Using Bad Credit Business Financing to Diversify Your Business’s Lead Generation
When a small business owner has bad credit to deal with, it can put a even greater significance on lead generation, since attracting quality leads that have the potential to turn into sales consistently is what will form the basis of your cash flow. In turn, having consistent cash flows is an essential part of running a business while in the process of credit repair. One of the hardest parts of growing a business with the extra consideration of a bad credit score is obtaining liquid capital to use to meet growth related costs. This can be overcome through building a strong relationship with an alternative capital provider, as not only can bad credit be overcome when applying, but over time advances can become more favorable as a business makes their relationship grow stronger. One way to continue re-investing in your business through the use of bad credit business loans and alternatives is through diversifying your lead generation, expanding to new mediums in an effort to create production that safeguards against the unexpected failure of a single channel.
There is a difference between paying for more and getting more, so this process needs to be carefully monitored.

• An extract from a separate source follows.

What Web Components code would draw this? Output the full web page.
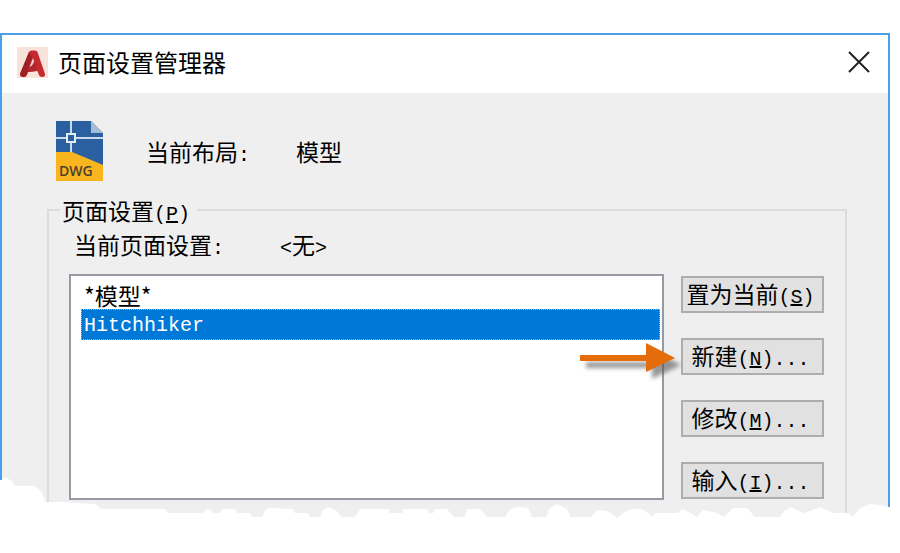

When in the process of expanding the channels that you use to create leads, there is work that should occur before you apply financing towards purchasing actual ad space. For one thing, pinpointing where you are likely to encounter your target market through research can narrow down the options before you choose to allocate capital into gathering data on results you are able to create after investing. Even within a single marketing venue, there are often going to be multiple variables that you can experiment with, from whether your ad shows up at the top of a page or along the side, to the keywords that you are bidding on. While you should be sure to give a new venue its fair shake and tweak your setup in order to see what works and what doesn’t, be ready to move on from a lead source if it is not able to create results.
When you identify performing lead sources, recognize where they fit in the larger picture of your sales pipeline. While it can be tempting to dump a large amount of funding into a lead pipeline that is producing in the hopes of creating a larger number of leads, the wiser strategy is to slowly build up spend in order to determine if there is a ceiling on the productivity of the channel. Jumping in with an unproductive investment is a way to quickly tap out hard won resources, whereas conversely by easing in, if there is a point wherein additional capital stops paying dividends, you can identify it and then cap your spending there.